Retype all of the listing exactly, passing over any picture you find.

— start of COLLECTED DATA —

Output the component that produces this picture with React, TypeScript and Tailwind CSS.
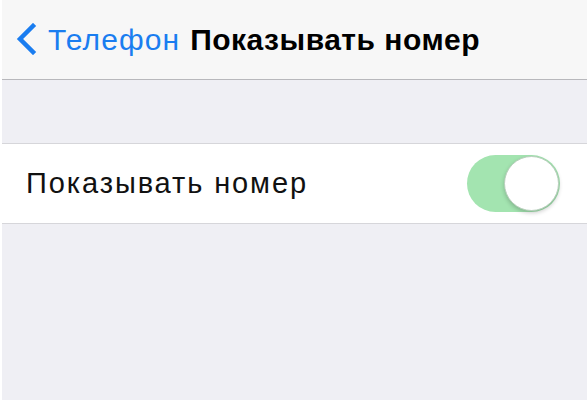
export default function App() {
  return (
    <div className="h-[402px] w-[588px] overflow-hidden bg-white pb-[2px] pl-[2px] pr-[1px] font-['Liberation_Sans',Arial,sans-serif]">
      <div className="flex h-full flex-col bg-[#efeff4]">
        {/* nav bar */}
        <div className="flex h-[80px] items-center border-b border-[#b8b8bc] bg-[#f7f7f7] pl-[12px]">
          <svg width="24" height="32" viewBox="0 0 24 32" className="mr-[10px] mb-[2px]">
            <path d="M19 3 L6 16 L19 29" fill="none" stroke="#1a7df0" strokeWidth="4.5" strokeLinecap="square" />
          </svg>
          <span className="text-[30px] tracking-[1.1px] text-[#1a7df0]">Телефон</span>
          <span className="ml-[10px] text-[30px] font-bold tracking-[0.5px] text-black">Показывать номер</span>
        </div>

        <div className="h-[63px]" />

        {/* settings row */}
        <div className="flex h-[81px] items-center justify-between border-y border-[#d6d6da] bg-white pl-[24px] pr-[27px]">
          <span className="text-[29px] tracking-[1.9px] text-[#111]">Показывать номер</span>
          <div className="flex h-[57px] w-[93px] items-center justify-end rounded-full bg-[#a3e4b0] p-[1px]">
            <div className="h-[55px] w-[55px] rounded-full border border-[#b9cfbd] bg-white shadow-[0_2px_4px_rgba(0,0,0,0.2)]" />
          </div>
        </div>

        <div className="flex-1" />
      </div>
    </div>
  );
}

— end of COLLECTED DATA —

**TASK RESULT**
Output the component that produces this picture with React, TypeScript and Tailwind CSS.
export default function App() {
  return (
    <div className="h-[402px] w-[588px] overflow-hidden bg-white pb-[2px] pl-[2px] pr-[1px] font-['Liberation_Sans',Arial,sans-serif]">
      <div className="flex h-full flex-col bg-[#efeff4]">
        {/* nav bar */}
        <div className="flex h-[80px] items-center border-b border-[#b8b8bc] bg-[#f7f7f7] pl-[12px]">
          <svg width="24" height="32" viewBox="0 0 24 32" className="mr-[10px] mb-[2px]">
            <path d="M19 3 L6 16 L19 29" fill="none" stroke="#1a7df0" strokeWidth="4.5" strokeLinecap="square" />
          </svg>
          <span className="text-[30px] tracking-[1.1px] text-[#1a7df0]">Телефон</span>
          <span className="ml-[10px] text-[30px] font-bold tracking-[0.5px] text-black">Показывать номер</span>
        </div>

        <div className="h-[63px]" />

        {/* settings row */}
        <div className="flex h-[81px] items-center justify-between border-y border-[#d6d6da] bg-white pl-[24px] pr-[27px]">
          <span className="text-[29px] tracking-[1.9px] text-[#111]">Показывать номер</span>
          <div className="flex h-[57px] w-[93px] items-center justify-end rounded-full bg-[#a3e4b0] p-[1px]">
            <div className="h-[55px] w-[55px] rounded-full border border-[#b9cfbd] bg-white shadow-[0_2px_4px_rgba(0,0,0,0.2)]" />
          </div>
        </div>

        <div className="flex-1" />
      </div>
    </div>
  );
}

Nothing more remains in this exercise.